A right to housing perspective

The two cases examined in this entry are certainly illuminating, yet they are not the first ones revealing the shortcomings of Spanish mortgage law in terms of consumer protection and in terms of the right to housing. At the European Union level, other judgments of the Court of Justice addressing this issue will sound familiar to some readers (Aziz, Sánchez Morcillo and Abril García, Finanmadrid EFC). At the international level, the UN Committee on Economic, Social and Cultural Rights recently delivered its first decision under the Optional Protocol to the ICESCR examining the judicial protection afforded to the right to housing of individuals and families in the framework of mortgage enforcement proceedings (I.D.G. v. Spain).

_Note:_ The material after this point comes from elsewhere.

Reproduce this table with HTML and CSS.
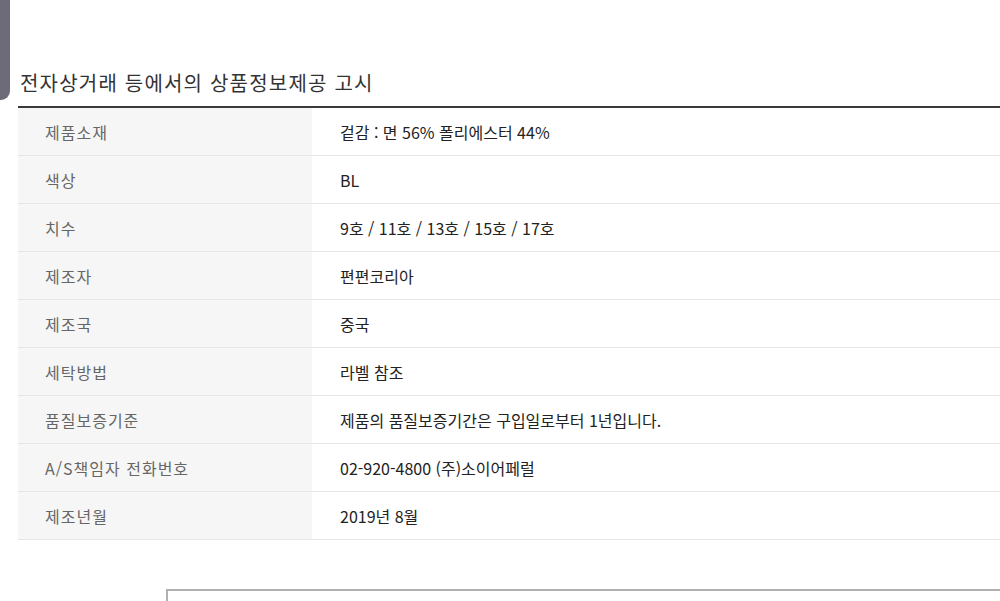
FILE: index.html
```html
<!DOCTYPE html>
<html lang="ko">
<head>
<meta charset="utf-8">
<link rel="stylesheet" href="styles.css">
</head>
<body>
<div class="page">
  <div class="side-tab"></div>
  <div class="main">
    <h2 class="title">전자상거래 등에서의 상품정보제공 고시</h2>
    <table class="info">
      <tr><th>제품소재</th><td>겉감 : 면 56% 폴리에스터 44%</td></tr>
      <tr><th>색상</th><td>BL</td></tr>
      <tr><th>치수</th><td>9호 / 11호 / 13호 / 15호 / 17호</td></tr>
      <tr><th>제조자</th><td>편편코리아</td></tr>
      <tr><th>제조국</th><td>중국</td></tr>
      <tr><th>세탁방법</th><td>라벨 참조</td></tr>
      <tr><th>품질보증기준</th><td>제품의 품질보증기간은 구입일로부터 1년입니다.</td></tr>
      <tr><th>A/S책임자 전화번호</th><td>02-920-4800 (주)소이어페럴</td></tr>
      <tr><th>제조년월</th><td>2019년 8월</td></tr>
    </table>
    <div class="next-box"></div>
  </div>
</div>
</body>
</html>
```

FILE: styles.css
```css
html, body {
  margin: 0;
  padding: 0;
  background: #fff;
  overflow: hidden;
}
body {
  font-family: "Noto Sans CJK KR", "Noto Sans", sans-serif;
  color: #333;
}
.page {
  display: flex;
  align-items: flex-start;
  width: 1000px;
  height: 601px;
  overflow: hidden;
}
.side-tab {
  flex: 0 0 10px;
  height: 100px;
  background: #6d6b77;
  border-bottom-right-radius: 9px;
}
.main {
  flex: 0 0 1000px;
  margin-left: 8px;
}
.title {
  margin: 68px 0 0 2px;
  font-size: 20px;
  line-height: 30px;
  font-weight: normal;
  color: #333;
  letter-spacing: 1.2px;
}
.info {
  width: 100%;
  margin-top: 8px;
  border-collapse: collapse;
  border-top: 2px solid #3a3a3a;
}
.info th,
.info td {
  height: 47px;
  padding: 0;
  border-bottom: 1px solid #e6e6e6;
  font-size: 16px;
  text-align: left;
  vertical-align: middle;
}
.info th {
  width: 294px;
  padding-left: 27px;
  box-sizing: border-box;
  background: #f6f6f6;
  color: #666;
  font-weight: normal;
  letter-spacing: 1px;
}
.info td {
  padding-left: 28px;
  color: #222;
  background: #fff;
}
.next-box {
  margin: 49px 0 0 148px;
  height: 60px;
  border: 2px solid #b0b0b0;
  border-right: none;
}
```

It should be borne in mind that the right to adequate housing is enshrined, amongst others, in Article 7 of the Charter of Fundamental Rights of the European Union, which contains the right to respect for private and family life. Framing mortgage law issues exclusively in terms of consumer protection does not always capture the severity of the situations that foreclosures and evictions may create: it is not merely about financial institutions imposing unfair terms onto consumers with the indulgence of public authorities, but also about individuals and families being denied adequate judicial protection of their right to housing. Incorporating this dimension into case law could serve to better contextualise the imbalance between mortgagors and mortgagees by taking into account human rights considerations, and strengthen the protection for mortgagors in terms of their legal security of tenure.